Befriend Someone In Need

Befriend Someone In Need
By Blanca Ayre

Our relationship with Jim began in a parking lot. And that’s where this story begins, too. A couple of years ago, my husband was filling the soda machine that sits in front of our business. It was late in the evening when he pulled up and noticed a man sitting in his car in our parking lot. It quickly became apparent that this man was living in his car. It was filled with all his belongings. My husband approached him and asked if he needed help. And that’s how our relationship with Jim started.

Jim shared how he had lived in Denver, but left a few days earlier with nowhere to go and nowhere to stay. So, yes, Jim was homeless and living in his car. My husband called me and, after telling me about Jim’s situation, said, “Honee, I want to put him up for a couple of nights in a hotel.” I agreed. Jim was surprised by our offer, and incredibly thankful!

Two days later Jim man called my husband’s cell phone and thanked us again. My husband asked him if he had found a job yet, along with other living arrangements. “No,” he replied, adding that he had applied at several fast food restaurants (thinking he could at least eat one meal there while he worked).

My husband suggested Jim come home with him and stay with us until he found a job and got on his feet.

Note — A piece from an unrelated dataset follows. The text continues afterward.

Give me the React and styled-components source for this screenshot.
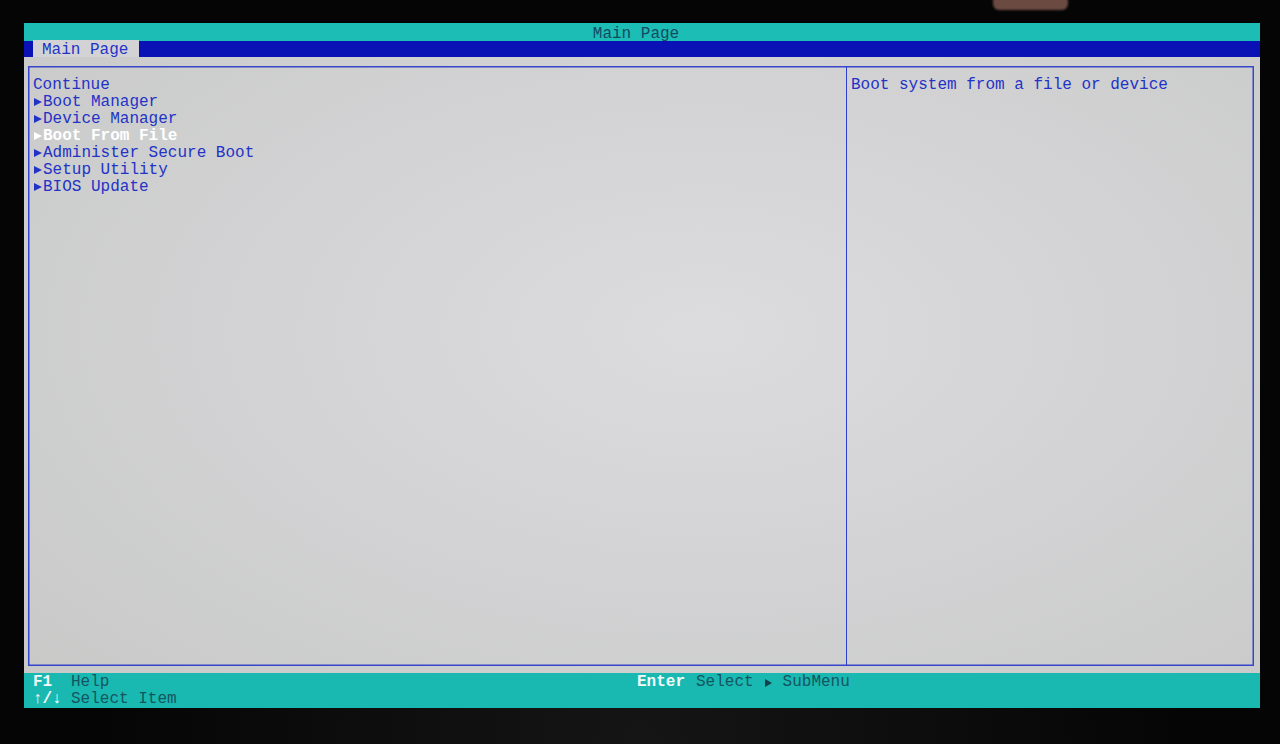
import React from "react";
import styled, { createGlobalStyle } from "styled-components";

const GlobalStyle = createGlobalStyle`
	html, body {
		margin: 0;
		padding: 0;
		background: #050505;
	}
	body {
		font-family: "Liberation Mono", "DejaVu Sans Mono", monospace;
		font-size: 16px;
	}
`;

const Frame = styled.div`
	position: relative;
	width: 1280px;
	height: 744px;
	padding: 23px 22px 0 24px;
	box-sizing: border-box;
	background: radial-gradient(ellipse at 50% 100%, #151515 0%, #050505 60%);
	overflow: hidden;
`;

const Reflection = styled.div`
	position: absolute;
	left: 993px;
	top: -6px;
	width: 75px;
	height: 16px;
	border-radius: 6px;
	background: #6b4a42;
	filter: blur(1px);
`;

const Screen = styled.div`
	display: flex;
	flex-direction: column;
	width: 1236px;
	height: 685px;
	background: radial-gradient(ellipse at 55% 45%, #dcdcdf 0%, #d3d3d5 45%, #c7c8c6 100%);
`;

const TitleBar = styled.div`
	flex: 0 0 18px;
	box-sizing: border-box;
	background: #1cbdb4;
	color: #134a62;
	text-align: center;
	line-height: 14px;
	padding: 4px 12px 0 0;
`;

const TabBar = styled.div`
	display: flex;
	flex: 0 0 16px;
	background: #0b12b5;
	padding-left: 9px;
	margin-bottom: 9px;
`;

const Tab = styled.div`
	box-sizing: border-box;
	background: #d3d3d6;
	color: #2333c6;
	padding: 3px 11px 0 9px;
	margin-top: -1px;
	line-height: 14px;
	height: 17px;
`;

const Panels = styled.div`
	flex: 1;
	display: grid;
	grid-template-columns: 817px 1fr;
	margin: 0 6px 7px 4px;
	border: 1px solid #3645c9;
	box-shadow: inset 0 0 0 0.5px #3645c9;
`;

const Pane = styled.div`
	padding: ${(p) => p.$pad};
	border-left: ${(p) => (p.$divider ? "1.5px solid #2d3fcc" : "none")};
`;

const Row = styled.div`
	height: 17px;
	line-height: 17px;
	color: ${(p) => (p.$selected ? "#ffffff" : "#2333c6")};
	font-weight: ${(p) => (p.$selected ? 700 : 400)};
	white-space: pre;
	display: flex;
	align-items: center;
`;

const Arrow = styled.span`
	display: inline-block;
	flex: 0 0 10px;
	width: 10px;
	height: 17px;
	position: relative;
	&::before {
		content: "";
		position: absolute;
		left: 1px;
		top: 4px;
		width: 0;
		height: 0;
		border-top: 4.5px solid transparent;
		border-bottom: 4.5px solid transparent;
		border-left: 8px solid currentColor;
	}
`;

const HelpText = styled.div`
	color: #2333c6;
	line-height: 17px;
	white-space: pre;
`;

const Footer = styled.div`
	flex: 0 0 35px;
	background: #19b9b1;
	display: grid;
	grid-template-columns: 604px 1fr;
	padding: 1px 0 0 9px;
	box-sizing: border-box;
	color: #155561;
`;

const KeyCol = styled.div`
	display: flex;
	flex-direction: column;
`;

const KeyRow = styled.div`
	display: flex;
	height: 17px;
	line-height: 17px;
	white-space: pre;
`;

const Key = styled.span`
	display: inline-block;
	width: ${(p) => p.$w || "38px"};
	color: #f4fbfb;
	font-weight: 700;
`;

const FootArrow = styled.span`
	display: inline-block;
	width: 29px;
	height: 17px;
	position: relative;
	&::before {
		content: "";
		position: absolute;
		left: 11px;
		top: 5px;
		width: 0;
		height: 0;
		border-top: 4px solid transparent;
		border-bottom: 4px solid transparent;
		border-left: 7px solid #143f4c;
	}
`;

const items = [
	{ label: "Continue", sub: false },
	{ label: "Boot Manager", sub: true },
	{ label: "Device Manager", sub: true },
	{ label: "Boot From File", sub: true, selected: true },
	{ label: "Administer Secure Boot", sub: true },
	{ label: "Setup Utility", sub: true },
	{ label: "BIOS Update", sub: true },
];

const App = () => (
	<>
		<GlobalStyle />
		<Frame>
			<Reflection />
			<Screen>
				<TitleBar>Main Page</TitleBar>
				<TabBar>
					<Tab>Main Page</Tab>
				</TabBar>
				<Panels>
					<Pane $pad="10px 0 0 4px">
						{items.map((it) => (
							<Row key={it.label} $selected={it.selected}>
								{it.sub && <Arrow />}
								{it.label}
							</Row>
						))}
					</Pane>
					<Pane $pad="10px 0 0 4px" $divider>
						<HelpText>Boot system from a file or device</HelpText>
					</Pane>
				</Panels>
				<Footer>
					<KeyCol>
						<KeyRow>
							<Key>F1</Key>Help
						</KeyRow>
						<KeyRow>
							<Key>↑/↓</Key>Select Item
						</KeyRow>
					</KeyCol>
					<KeyCol>
						<KeyRow>
							<Key $w="59px">Enter</Key>Select
							<FootArrow />
							SubMenu
						</KeyRow>
					</KeyCol>
				</Footer>
			</Screen>
		</Frame>
	</>
);

export default App;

So, for a couple of months that summer, Jim lived behind our house in the camper which we had just spent all winter fixing up. He stayed with us until he eventually found a job and a place to live. Then we helped him get settled in. Before he left our home, Jim shared that, the night he was sitting in his car in our parking lot, he had been praying and asking God for help when my husband showed up to fill the soda machine.

I hope our story, and our journey with Jim, speaks for itself. No, we aren’t in the habit of inviting perfect strangers into our home. We’re well aware that we live in a day and time when it’s important to be cautious about taking strangers into our home. Caution is certainly a good thing. But at the same time, the greatest form of “heart disease” any of us can experience is a condition called “hardening of the heart.” It causes us to close our hearts and our eyes to the obvious needs of those around us. Caution is good when tempered with compassion.

Blanca Ayre is a free-lance writer and business owner in Hayes, Kansas, where she lives with her husband, Dyrek.